In one embodiment of this invention, polysemous words in natural languages can be discovered by analyzing the co-occurrence of other words with the polysemous word in web documents. In one embodiment, the multiple meanings and usages of a polysemous word can be determined by analyzing the co-occurrences of other words with the polysemous word. In one embodiment, counting over-correlations is achieved probabilistically to minimize use of network bandwidth.
The patent filing provides details on how they might count the frequency of words that appear in different documents on the Web, and how often those words appear with other words, and how infrequently they may appear with other words.
There are some interesting twists to this process. One of them involves breaking down the words found within documents into smaller blocks. An example given in the patent application is of blocks of 200 words. There are a few reasons for breaking down a document into smaller, overlapping blocks.

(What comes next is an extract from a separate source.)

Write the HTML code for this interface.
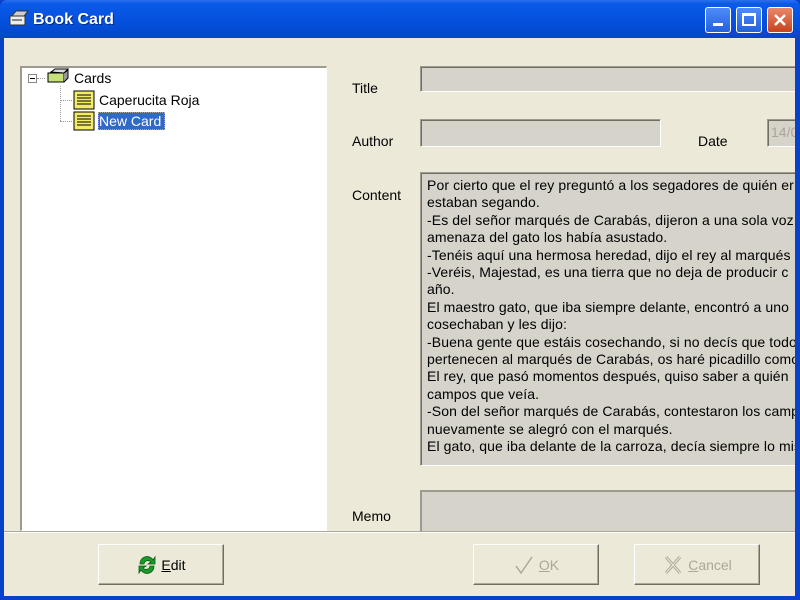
<!DOCTYPE html>
<html><head><meta charset="utf-8"><style>
*{margin:0;padding:0;box-sizing:border-box}
body{width:800px;height:600px;overflow:hidden;background:#0842c8;font-family:"Liberation Sans",sans-serif;font-size:13px;color:#000;position:relative}
.tb{position:absolute;left:0;top:0;width:800px;height:38px;background:linear-gradient(#2a6ff0 0,#0a5ae8 10%,#0450dc 60%,#0446c8 100%);border-radius:7px 7px 0 0}
.title{position:absolute;left:33px;top:11px;color:#fff;font-weight:bold;font-size:16px;text-shadow:1px 1px #0a2a80}
.client{position:absolute;left:4px;top:38px;width:791px;height:558px;background:#ece9d8;overflow:hidden}
.abs{position:absolute}
.lbl{position:absolute;font-size:14px}
.inp{position:absolute;background:#d6d3ca;border:1px solid #fff;border-top-color:#9d9a8f;border-left-color:#9d9a8f;box-shadow:inset 1px 1px #716f64}
.btn{position:absolute;width:126px;height:41px;border:1px solid #fff;border-right-color:#716f64;border-bottom-color:#716f64;box-shadow:inset -1px -1px #aca899;background:#ece9d8;display:flex;align-items:center;justify-content:center;font-size:14px}
.wb{position:absolute;top:7px;width:26px;height:26px;border:1px solid #fff;border-radius:3px;background:linear-gradient(#4f8cf7,#2260e0)}
</style></head><body>
<div class="tb">
<svg class="abs" style="left:8px;top:10px" width="22" height="18"><path d="M4 6 L8 1 H20 L16 6Z" fill="#d0d0d0" stroke="#333"/><rect x="2" y="6" width="15" height="9" fill="#eee" stroke="#333"/><rect x="4" y="9" width="10" height="2" fill="#888"/></svg>
<div class="title">Book Card</div>
<div class="wb" style="left:705px"><div class="abs" style="left:7px;top:15px;width:10px;height:3px;background:#fff"></div></div>
<div class="wb" style="left:736px"><div class="abs" style="left:5px;top:5px;width:14px;height:13px;border:2px solid #fff;border-top-width:3px"></div></div>
<div class="wb" style="left:767px;background:linear-gradient(#e8886a,#c9421c)"><svg class="abs" style="left:5px;top:5px" width="14" height="14"><path d="M2 2L12 12M12 2L2 12" stroke="#fff" stroke-width="2.5"/></svg></div>
</div>
<div class="client">
<div class="abs" style="left:16px;top:28px;width:307px;height:465px;background:#fff;border:1px solid #fff;border-top:2px solid #9d9a8f;border-left:2px solid #9d9a8f"></div>
<div class="abs" style="left:24px;top:36px;width:9px;height:9px;border:1px solid #888;background:#fff"><div class="abs" style="left:1px;top:3px;width:5px;height:1px;background:#000"></div></div>
<div class="abs" style="left:33px;top:40px;width:8px;border-top:1px dotted #999"></div>
<div class="abs" style="left:56px;top:48px;height:35px;border-left:1px dotted #999"></div>
<div class="abs" style="left:56px;top:62px;width:12px;border-top:1px dotted #999"></div>
<div class="abs" style="left:56px;top:83px;width:12px;border-top:1px dotted #999"></div>
<svg class="abs" style="left:42px;top:30px" width="24" height="16"><path d="M5 4L9 1H22L18 5Z" fill="#ddd" stroke="#000"/><rect x="2" y="5" width="16" height="9" fill="#c8e07a" stroke="#000"/><path d="M18 5L22 2V10L18 14" fill="#999" stroke="#000"/></svg>
<div class="lbl" style="left:70px;top:32px">Cards</div>
<svg class="abs" style="left:69px;top:52px" width="22" height="20"><rect x="1" y="1" width="20" height="18" fill="#f2ec6a" stroke="#000"/><path d="M4 5H18M4 8H18M4 11H18M4 14H18" stroke="#000"/></svg>
<div class="lbl" style="left:95px;top:54px">Caperucita Roja</div>
<svg class="abs" style="left:69px;top:73px" width="22" height="20"><rect x="1" y="1" width="20" height="18" fill="#f2ec6a" stroke="#000"/><path d="M4 5H18M4 8H18M4 11H18M4 14H18" stroke="#000"/></svg>
<div class="abs" style="left:94px;top:74px;width:67px;height:18px;background:#316ac5;border:1px dotted #aaa"></div>
<div class="lbl" style="left:95px;top:75px;color:#fff">New Card</div>

<div class="lbl" style="left:348px;top:42px">Title</div>
<div class="inp" style="left:416px;top:28px;width:380px;height:26px"></div>
<div class="lbl" style="left:348px;top:95px">Author</div>
<div class="inp" style="left:416px;top:81px;width:241px;height:28px"></div>
<div class="lbl" style="left:694px;top:95px">Date</div>
<div class="inp" style="left:763px;top:81px;width:40px;height:28px;color:#a8a59c;padding:4px 0 0 3px;font-size:14px">14/0</div>
<div class="lbl" style="left:348px;top:149px">Content</div>
<div class="inp" style="left:416px;top:134px;width:380px;height:294px;padding:4px 0 0 6px;line-height:17.4px;white-space:nowrap;overflow:hidden;font-size:14px;letter-spacing:0.1px">Por cierto que el rey preguntó a los segadores de quién er<br>estaban segando.<br>-Es del señor marqués de Carabás, dijeron a una sola voz<br>amenaza del gato los había asustado.<br>-Tenéis aquí una hermosa heredad, dijo el rey al marqués<br>-Veréis, Majestad, es una tierra que no deja de producir c<br>año.<br>El maestro gato, que iba siempre delante, encontró a uno<br>cosechaban y les dijo:<br>-Buena gente que estáis cosechando, si no decís que todo<br>pertenecen al marqués de Carabás, os haré picadillo como<br>El rey, que pasó momentos después, quiso saber a quién<br>campos que veía.<br>-Son del señor marqués de Carabás, contestaron los camp<br>nuevamente se alegró con el marqués.<br>El gato, que iba delante de la carroza, decía siempre lo mis</div>
<div class="abs" style="left:416px;top:452px;width:380px;height:42px;background:#d6d3ca;border-top:2px solid #9d9a8f;border-left:2px solid #9d9a8f"></div>
<div class="lbl" style="left:348px;top:470px">Memo</div>
<div class="abs" style="left:0;top:493px;width:791px;height:1px;background:#aca899"></div>
<div class="abs" style="left:0;top:494px;width:791px;height:1px;background:#fff"></div>
<div class="btn" style="left:94px;top:506px"><svg width="22" height="22" style="margin-right:3px"><path d="M4 10A7 7 0 0 1 17 6L19 3V10H12L15 8A4 4 0 0 0 8 10Z M18 12A7 7 0 0 1 5 16L3 19V12H10L7 14A4 4 0 0 0 14 12Z" fill="#1a9a2a" stroke="#0a5a12" stroke-width=".8"/></svg><u>E</u>dit</div>
<div class="btn" style="left:469px;top:506px;color:#aca899"><svg width="22" height="22" style="margin-right:4px"><path d="M3 12L8 19L19 3" fill="none" stroke="#aca899" stroke-width="1.5"/></svg><u>O</u>K</div>
<div class="btn" style="left:630px;top:506px;color:#aca899"><svg width="22" height="22" style="margin-right:4px"><path d="M4 3L18 19M18 3L4 19" stroke="#aca899" stroke-width="3"/><path d="M4 3L18 19M18 3L4 19" stroke="#ece9d8" stroke-width="1"/></svg><u>C</u>ancel</div>
</div>
</body></html>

One is that some pages may be very long, and relating words found on those long pages may result in creating relationships between words that aren’t necessarily related.
Another is that a page from a blog may contain a number of different entries that aren’t related, and if a whole page of different blog entries was analyzed, that might provide results that aren’t very useful as well.
I’ve kept my look at the process behind the patent to a fairly simple overview, and the patent application does go into much more depth on how it might distinguish between different meanings of words based upon how frequently those words appear near related words on pages upon the Web.
Searchers, web publishers, and advertisers should keep in mind that there are many words that do have more than one meaning when they perform searches or create content for web pages, or choose keywords to advertise with.
It can be helpful to think about words that might be related to those multi-meaning, or polysemous words when searching or writing content for pages or using a keyword based advertising system. Yahoo shows us with this patent filing that they may start taking advantage of such relationships between words.